Sorriu o PS, que foi o vencedor. Além de ter sido o partido mais votado, venceu ainda as muito baixas expectativas nele depositadas, pois ainda há pouco mais de 15 dias era dado como irremediável derrotado perante a onda crescente de vitória que animava os barões das hostes ‘laranja’, convencidos de que, para o conseguirem, bastava agitar o mal-afamado nome de Sócrates, o de todos os furacões (políticos e pessoais). Mas perdeu a maioria no Parlamento e agora está condenado a arranjos e entendimentos com aqueles desditados partidos não bafejados, como ele, pela fortuna das certezas reveladas, o que não se quadra bem com a matriz política dos últimos 4 anos, muito menos com o perfil autocrático do seu tão amado quanto odiado líder! Sorriso amarelo desmaiado, a pender para o contido desdém.

Sorriu o CDS que, de acordo com o seu líder Paulo Portas, conseguiu atingir os ‘5 objectivos 5’ a que se tinha proposto, incluindo o de se tornar na terceira força do Parlamento, à frente da extrema-esquerda (nas suas próprias palavras). E o de ter alcançado, ao fim de 26 anos (?), uma tão surpreendente quanto cabalística votação de dois dígitos (???). Portas não quis explicar que tal sucesso foi obtido à custa do seu parceiro natural de coligação, que assim lhe ‘foge’ ao aconchego do poder partilhado e, a médio prazo, não segura um resultado que só a inabilidade ‘laranja’ explica – na mesma proporção, aliás, da sua arrebatada demagogia e populismo. Ou adiantar como é que pensa, no imediato e nas actuais circunstâncias, convencer a ala esquerda do PS a aceitá-lo, sem defecções graves (num e noutro). É certo que o obsessivo objectivo do PP (a sigla do partido confunde-se com a do líder) é sobretudo lutar por um lugar no poder, tendo, para isso, há muito abdicado da ideologia e se munido de um pragmático calculismo político de raiz neoliberal. Ainda assim o sorriso amarelo com que se apresentou na ribalta da noite eleitoral aproxima-o bem das suas cores, o amarelo canário.

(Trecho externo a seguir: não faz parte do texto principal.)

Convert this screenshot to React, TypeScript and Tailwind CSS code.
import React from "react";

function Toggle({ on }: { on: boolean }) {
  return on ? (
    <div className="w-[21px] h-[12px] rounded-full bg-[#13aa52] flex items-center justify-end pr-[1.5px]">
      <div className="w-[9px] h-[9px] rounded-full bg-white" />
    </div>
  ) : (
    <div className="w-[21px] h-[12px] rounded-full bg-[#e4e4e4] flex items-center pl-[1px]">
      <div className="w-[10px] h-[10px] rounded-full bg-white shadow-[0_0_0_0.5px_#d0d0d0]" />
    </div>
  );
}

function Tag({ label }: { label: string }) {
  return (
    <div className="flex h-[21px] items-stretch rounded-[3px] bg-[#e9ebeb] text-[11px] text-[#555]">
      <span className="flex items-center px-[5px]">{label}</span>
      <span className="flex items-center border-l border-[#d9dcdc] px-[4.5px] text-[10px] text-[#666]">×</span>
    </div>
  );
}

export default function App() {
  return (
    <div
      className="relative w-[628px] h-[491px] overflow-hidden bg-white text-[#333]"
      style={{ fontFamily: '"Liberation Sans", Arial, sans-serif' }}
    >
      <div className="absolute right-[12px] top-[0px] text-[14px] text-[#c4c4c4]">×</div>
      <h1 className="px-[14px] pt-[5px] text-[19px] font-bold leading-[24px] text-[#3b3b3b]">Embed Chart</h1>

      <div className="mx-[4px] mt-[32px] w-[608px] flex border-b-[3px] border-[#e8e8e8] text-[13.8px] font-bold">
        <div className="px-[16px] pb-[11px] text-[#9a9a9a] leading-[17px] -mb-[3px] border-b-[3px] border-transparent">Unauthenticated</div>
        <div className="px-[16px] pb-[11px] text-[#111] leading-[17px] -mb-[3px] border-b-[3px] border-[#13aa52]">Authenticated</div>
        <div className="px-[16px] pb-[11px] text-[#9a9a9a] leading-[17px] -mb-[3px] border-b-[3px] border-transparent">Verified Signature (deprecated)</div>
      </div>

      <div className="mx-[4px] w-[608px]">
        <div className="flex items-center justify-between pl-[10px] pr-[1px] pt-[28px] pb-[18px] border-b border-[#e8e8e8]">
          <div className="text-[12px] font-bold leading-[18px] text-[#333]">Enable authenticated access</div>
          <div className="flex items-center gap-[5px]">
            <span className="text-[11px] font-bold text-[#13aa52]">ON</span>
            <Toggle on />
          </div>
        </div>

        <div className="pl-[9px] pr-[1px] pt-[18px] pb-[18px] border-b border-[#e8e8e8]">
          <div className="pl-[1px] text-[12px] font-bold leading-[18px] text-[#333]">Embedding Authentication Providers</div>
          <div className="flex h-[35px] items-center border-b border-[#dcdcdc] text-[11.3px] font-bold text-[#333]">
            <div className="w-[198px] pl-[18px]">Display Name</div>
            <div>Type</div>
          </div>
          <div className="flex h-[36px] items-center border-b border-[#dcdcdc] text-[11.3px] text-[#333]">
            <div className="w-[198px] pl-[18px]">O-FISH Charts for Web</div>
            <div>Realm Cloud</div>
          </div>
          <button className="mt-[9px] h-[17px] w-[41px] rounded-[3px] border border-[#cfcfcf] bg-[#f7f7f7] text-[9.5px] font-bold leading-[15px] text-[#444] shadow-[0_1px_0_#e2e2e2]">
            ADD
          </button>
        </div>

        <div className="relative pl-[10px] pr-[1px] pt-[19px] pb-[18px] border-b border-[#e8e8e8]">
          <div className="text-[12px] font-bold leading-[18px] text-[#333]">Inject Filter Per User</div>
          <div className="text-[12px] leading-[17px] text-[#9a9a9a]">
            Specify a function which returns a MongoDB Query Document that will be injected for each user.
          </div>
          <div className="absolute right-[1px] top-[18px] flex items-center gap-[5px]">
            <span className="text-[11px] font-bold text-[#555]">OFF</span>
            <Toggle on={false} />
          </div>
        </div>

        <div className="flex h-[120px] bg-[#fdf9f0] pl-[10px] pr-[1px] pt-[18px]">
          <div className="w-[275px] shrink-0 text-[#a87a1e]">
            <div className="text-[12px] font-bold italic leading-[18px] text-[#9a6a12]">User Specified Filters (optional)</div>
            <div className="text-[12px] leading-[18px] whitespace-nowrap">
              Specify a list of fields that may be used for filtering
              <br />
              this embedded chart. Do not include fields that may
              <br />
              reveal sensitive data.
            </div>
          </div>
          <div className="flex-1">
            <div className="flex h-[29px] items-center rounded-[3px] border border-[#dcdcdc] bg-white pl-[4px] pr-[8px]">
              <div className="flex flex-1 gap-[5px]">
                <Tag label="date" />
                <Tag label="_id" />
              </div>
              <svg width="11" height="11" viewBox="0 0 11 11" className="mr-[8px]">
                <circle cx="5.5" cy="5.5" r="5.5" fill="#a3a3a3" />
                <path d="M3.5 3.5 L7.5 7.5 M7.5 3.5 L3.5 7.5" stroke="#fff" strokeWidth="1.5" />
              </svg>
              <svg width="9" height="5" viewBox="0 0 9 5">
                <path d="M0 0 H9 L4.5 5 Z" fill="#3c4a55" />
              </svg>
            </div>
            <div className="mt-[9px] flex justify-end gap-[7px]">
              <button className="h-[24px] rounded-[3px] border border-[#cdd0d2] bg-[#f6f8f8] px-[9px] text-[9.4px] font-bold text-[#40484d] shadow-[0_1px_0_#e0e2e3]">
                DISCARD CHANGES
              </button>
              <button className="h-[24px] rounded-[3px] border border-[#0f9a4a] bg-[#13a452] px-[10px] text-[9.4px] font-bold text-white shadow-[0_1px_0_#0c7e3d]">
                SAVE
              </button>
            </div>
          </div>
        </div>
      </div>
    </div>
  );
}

Sorriu o Bloco, que duplicou a sua representação parlamentar e viu aumentada de forma significativa a representatividade do seu original projecto político no espectro partidário (ultrapassando o granítico PCP) e a credibilidade social das suas propostas. Mas não passou a terceira força parlamentar, defraudando as expectativas criadas. Conjugado com a fraca vitória do PS, também o seu peso político específico se viu desvalorizado pela aritmética eleitoral (o único a tê-lo é o CDS, precisamente a emergente terceira força parlamentar). Mas imagino o alívio de muita gente do Bloco perante este (inesperado) desfecho da noite eleitoral, pois isto significa a manutenção do ‘confortável’ estatuto de partido de protesto, ao menos pelos 4 próximos anos, sem dele depender a obrigação de uma ‘solução governativa estável’, a que se exporia perante a opinião pública no caso de a sua representação vir a fazer maioria com a do PS. Nem a falsa prosápia de Louçã ao anunciar, a despropósito (!), o afastamento da Ministra da Educação (?) consegue ser, à esquerda, o contraponto da falsa humildade reclamada pelo PP na hora de cantar vitória. Sorriso amarelo, portanto, mas se aqui o amarelo também se aproxima do canário, deve-se mais ao realismo das cores do que às propriedades canoras com que o seu propositor as pinta.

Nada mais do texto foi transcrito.